Till lives in Moab with his wife Marcy and their son Bryce, 5, and daughter Mikenna, 10. They could live anywhere in the country, but Utah is the place that seduced him from the first time he visited the state as a child.
When he saw Elliott Porter's nature photos while in college in Iowa, he knew he had to move to Utah and work here. He visited the state on and off, then moved to Moab permanently in 1975, where he worked hard at photography.
Ten years later, he was able to quit his job as a school teacher and devote himself full-time to art. Marcy Till also taught school until a couple of years ago and helps her husband's expanding business.
The color transparencies - huge slides - that Till shoots on this trip will be developed and filed. When clients call for shots of particular scenes and places, he is able to go through his files and supply them.
"Most of our business is done through our own office in Moab, which is our house," he said. "We have a number of agents that we're with, too."
Till said using transparencies instead of negative film means he is not at the mercy of the photo labs' printing machines. "When people have prints made, the machine kind of dictates the color," he said.
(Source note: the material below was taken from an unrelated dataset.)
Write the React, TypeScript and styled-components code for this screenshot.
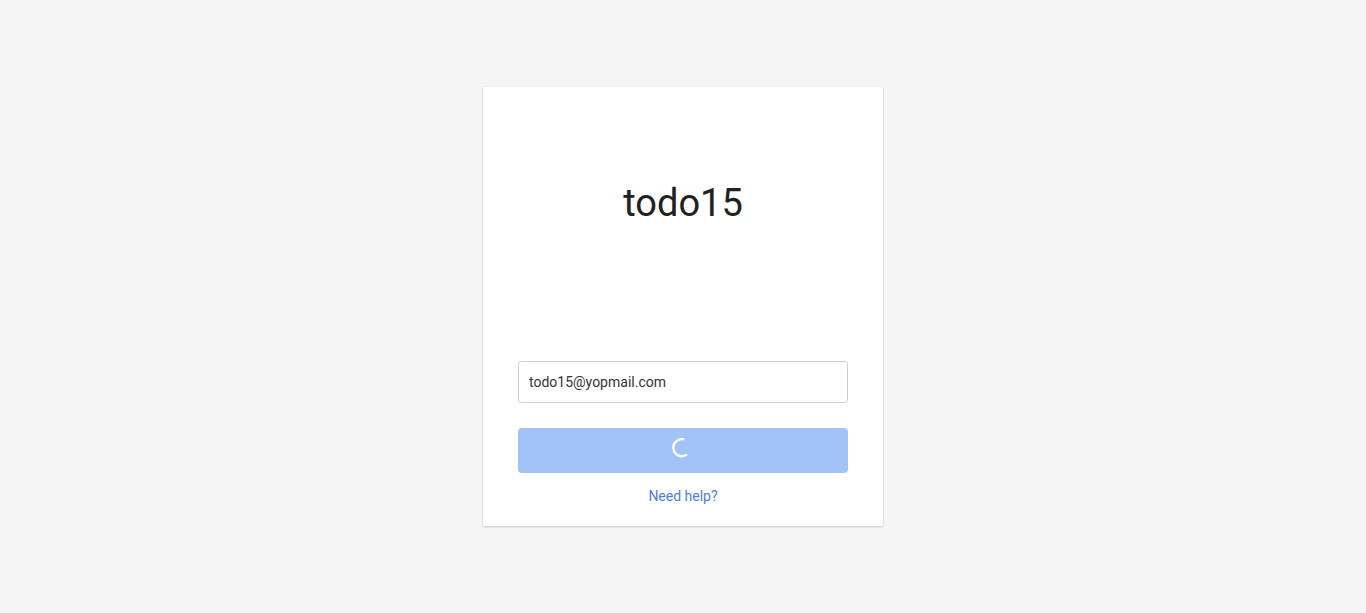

Transparencies, if developed correctly, give much more consistent results.
Another reason for the use of transparencies is that publishers always use slides when they scan in the pictures. So for his pictures to be published, if he used print film, slides would have to be made from the negatives anyway, which would degrade their quality.
Even though he loves southern Utah and northern Arizona, Till manages to find natural beauty wherever he goes, even in urbanized areas. One large book he produced a few years ago is about New Jersey, which has some surprisingly beautiful areas.